───── SOURCE MATERIAL ─────
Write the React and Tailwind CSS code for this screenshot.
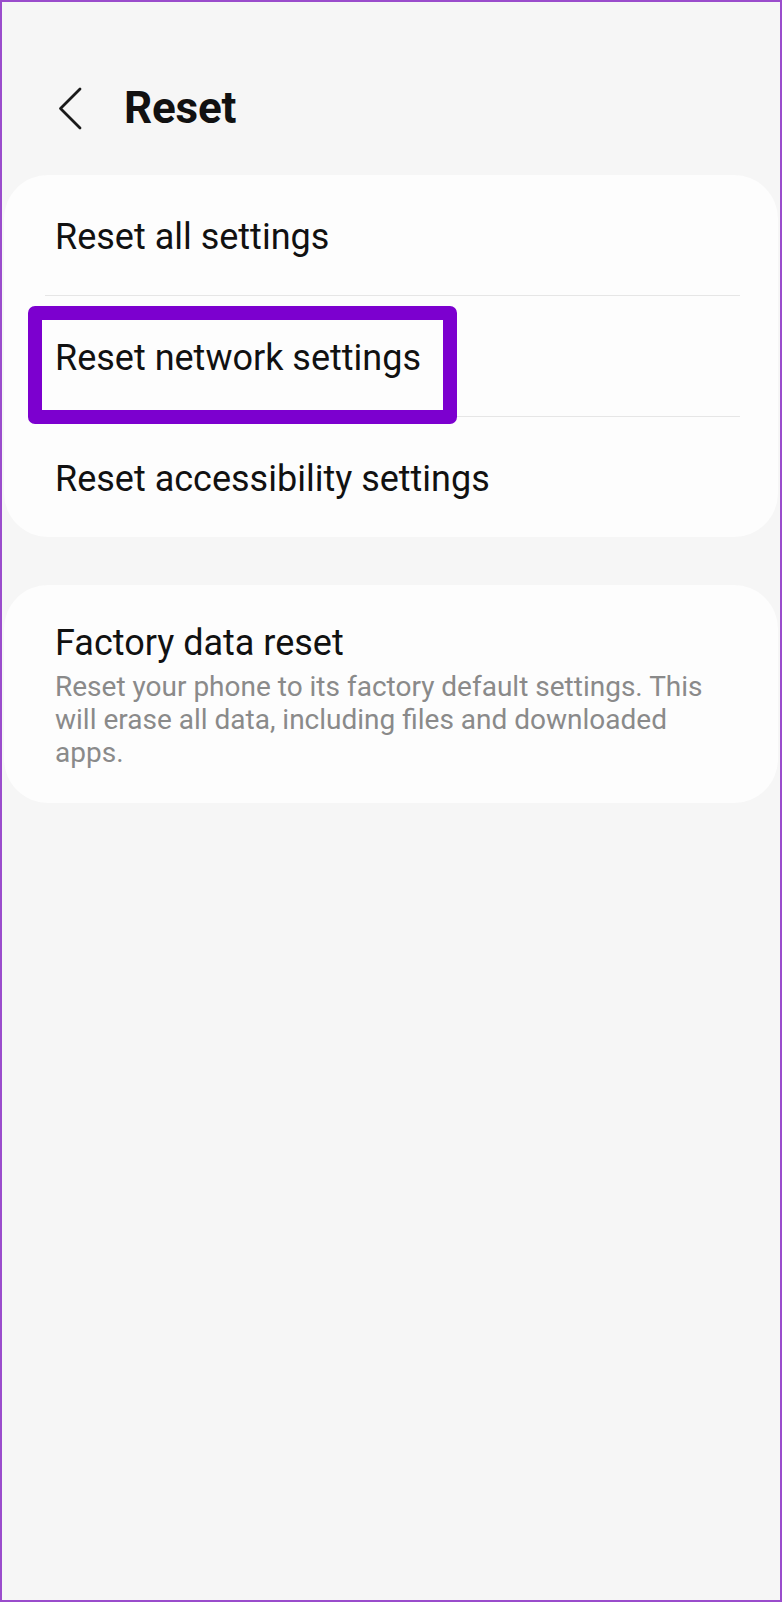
const resetItems = ['Reset all settings', 'Reset network settings', 'Reset accessibility settings']

function BackChevron() {
  return (
    <svg width="26" height="43" viewBox="0 0 26 43" fill="none" className="ml-[55px] mt-[3px]">
      <path d="M23 2 L3.5 21.5 L23 41" stroke="#1a1a1a" strokeWidth="2.8" strokeLinecap="round" strokeLinejoin="round" />
    </svg>
  )
}

export default function App() {
  return (
    <div className="h-[1602px] w-[782px] overflow-hidden border-2 border-[#9a4ccc] bg-[#f6f6f6] font-['Roboto',sans-serif] text-[#111]">
      {/* header */}
      <div className="flex h-[173px] items-start pt-[82px]">
        <BackChevron />
        <h1 className="ml-[41px] mt-[2px] text-[44px] font-bold leading-[44px] tracking-[-0.2px]">Reset</h1>
      </div>

      {/* reset options */}
      <div className="relative mx-[2px] rounded-[44px] bg-[#fdfdfd]">
        {resetItems.map((label, i) => (
          <div key={label}>
            {i > 0 && <div className="ml-[41px] mr-[38px] h-px bg-[#e6e6e6]" />}
            <div className="flex h-[120px] items-center pl-[51px] pt-[4px] text-[36px] leading-[44px]">{label}</div>
          </div>
        ))}
        {/* highlight box */}
        <div className="absolute left-[24px] top-[131px] h-[118px] w-[429px] rounded-[7px] border-[14px] border-[#7c00cf]" />
      </div>

      {/* factory reset */}
      <div className="mx-[2px] mt-[48px] rounded-[44px] bg-[#fdfdfd] pb-[34px] pl-[51px] pr-[30px] pt-[36px]">
        <div className="text-[36px] leading-[44px]">Factory data reset</div>
        <p className="mt-[5px] text-[28px] leading-[33px] text-[#8a8a8a]">
          Reset your phone to its factory default settings. This
          <br />
          will erase all data, including files and downloaded
          <br />
          apps.
        </p>
      </div>
    </div>
  )
}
─────
▸ **AIM OF THE TASK**
Without the images, write out each line of the data verbatim.

▸ **FULL OUTPUT**
Write the React and Tailwind CSS code for this screenshot.
const resetItems = ['Reset all settings', 'Reset network settings', 'Reset accessibility settings']

function BackChevron() {
  return (
    <svg width="26" height="43" viewBox="0 0 26 43" fill="none" className="ml-[55px] mt-[3px]">
      <path d="M23 2 L3.5 21.5 L23 41" stroke="#1a1a1a" strokeWidth="2.8" strokeLinecap="round" strokeLinejoin="round" />
    </svg>
  )
}

export default function App() {
  return (
    <div className="h-[1602px] w-[782px] overflow-hidden border-2 border-[#9a4ccc] bg-[#f6f6f6] font-['Roboto',sans-serif] text-[#111]">
      {/* header */}
      <div className="flex h-[173px] items-start pt-[82px]">
        <BackChevron />
        <h1 className="ml-[41px] mt-[2px] text-[44px] font-bold leading-[44px] tracking-[-0.2px]">Reset</h1>
      </div>

      {/* reset options */}
      <div className="relative mx-[2px] rounded-[44px] bg-[#fdfdfd]">
        {resetItems.map((label, i) => (
          <div key={label}>
            {i > 0 && <div className="ml-[41px] mr-[38px] h-px bg-[#e6e6e6]" />}
            <div className="flex h-[120px] items-center pl-[51px] pt-[4px] text-[36px] leading-[44px]">{label}</div>
          </div>
        ))}
        {/* highlight box */}
        <div className="absolute left-[24px] top-[131px] h-[118px] w-[429px] rounded-[7px] border-[14px] border-[#7c00cf]" />
      </div>

      {/* factory reset */}
      <div className="mx-[2px] mt-[48px] rounded-[44px] bg-[#fdfdfd] pb-[34px] pl-[51px] pr-[30px] pt-[36px]">
        <div className="text-[36px] leading-[44px]">Factory data reset</div>
        <p className="mt-[5px] text-[28px] leading-[33px] text-[#8a8a8a]">
          Reset your phone to its factory default settings. This
          <br />
          will erase all data, including files and downloaded
          <br />
          apps.
        </p>
      </div>
    </div>
  )
}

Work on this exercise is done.